Lisa is a truly innovative customer care executive; she and her team embrace new technology as a way to connect with customers and improve experiences. In fact, Lisa is on Twitter regularly, listening to customers, sharing ideas and solving their problems. You can follow her @DirectorsDesk.

Lisa was recently in New York at CRM Evolution where she addressed a packed room of customer experience managers and executives on the topic of customer care in a social environment. She shared many great insights during her presentation (which was more like a conversation since attendees continually peppered her with great questions) and I’ve compiled a list of her best social customer care tips below.

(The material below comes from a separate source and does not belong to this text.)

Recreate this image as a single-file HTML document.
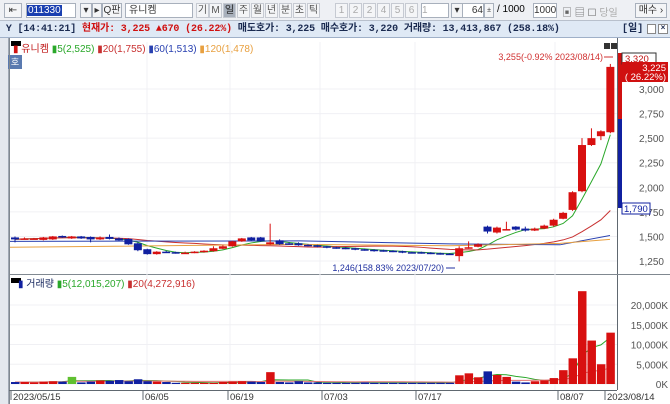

I’d love to hear your thoughts and tips as well, so please share some of your suggestions for delivering great customer experiences using Twitter or other social media sites.

Lisa’s Philosophy

“Customers don’t want you to tell them what to buy or do, they want you to educate them and then let them make the decisions; that is being part of a community and that is what social media is all about.”

Lisa’s Social Media Tips

  1. Don’t try to solve the entire issue on Twitter. Instead, direct customers to chat live with agents where they can have a conversation.
  2. Use social media as an opportunity to educate, send links to help pages where you have more than 140 characters to answer basic questions.
  3. Keep customer care and marketing/brand Twitter accounts separate; they each serve a different purpose and the content is distinctly different.
  4. Monitor social media sites to hear what is being said about your brand and customer service.
  5. Include your Twitter account in outbound agent emails; at drugstore.com every email includes “follow our director on Twitter.” Senior level engagement in social media helps keep agents accountable.
  6. Be careful, be smart, be honest – social media is instantaneous and permanent.
  7. Have controls in place, such as social media guidelines for employees. Be sure to use only experienced agents to respond to customers on social media sites; you can’t have gun slingers.